In the ITSM world, this practice is known as knowledge-centered service (KCS), and the average company that adopts it sees retention go up by 20 – 35 percent.
9. Create a “champion team.”
At Atlassian, one of our top tips is to have a champion team—a dedicated group that helps plan and test your new tools. The best teams are composed of stakeholders from every relevant department—be it IT, legal, compliance, engineering, marketing, sales, or HR. They’ll be the first to test new features, work through new processes, and ask vendors their questions.
Successful projects ask these questions and plan to support employees as they face changes head-on. Managers meet with their people to find out their concerns—and take them to heart. Project leaders seek out overwhelmed team members and help lighten the load while they learn new processes and tools. Leadership communicates why the new processes and tools will ultimately save teams time and create efficiencies. And transformation champions help quell job security fears by letting people know that the tech is here to free them up to work on more creative and strategic tasks instead of the repetitive work that can be automated—not to put them out of work.
A digital transformation success story: Fair
Sometimes the catalyst for a digital transformation is rapid growth—like when Fair grew from 50 employees to 100 and then 500+.
At 50 employees, it wasn’t too hard for the team to share and analyze data via email or Google docs. But once the business took off, they needed digital systems that would help the much larger group collaborate and communicate.

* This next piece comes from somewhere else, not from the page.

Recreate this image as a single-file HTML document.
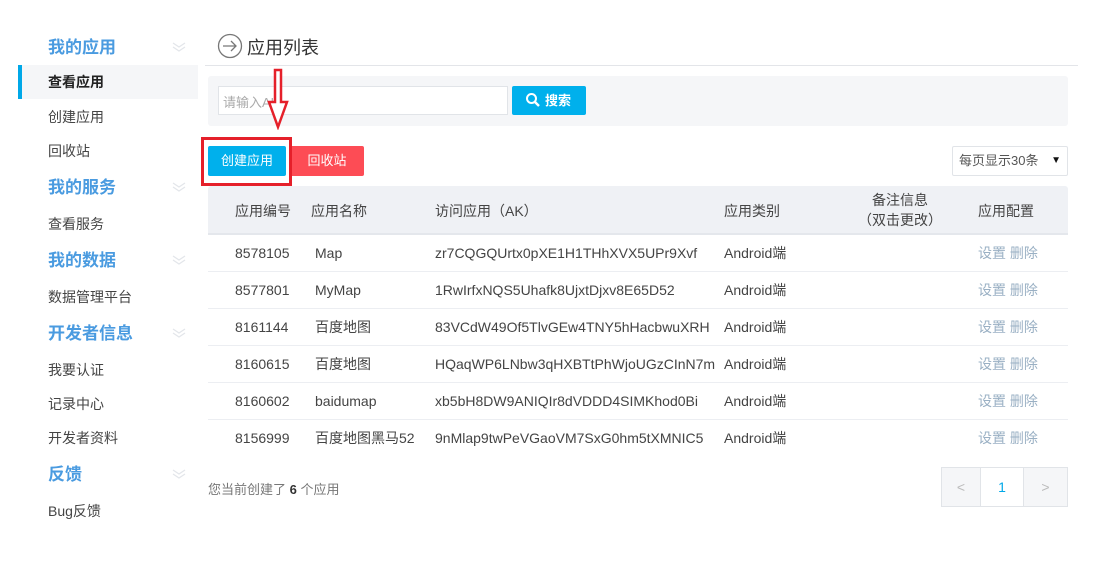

When they turned to Atlassian, they already understood their strategic goals and what teams needed from the tools: to make their workflows as fast, easy, and reliable as their customer service.
The end result of that strategy-led transformation? As Brett Lakey, People Operations Manager, explains: “Everything from equipment to seating to software access for a new employee can be handled in one Jira ticket. One of my team members was able to cut onboarding time in half.”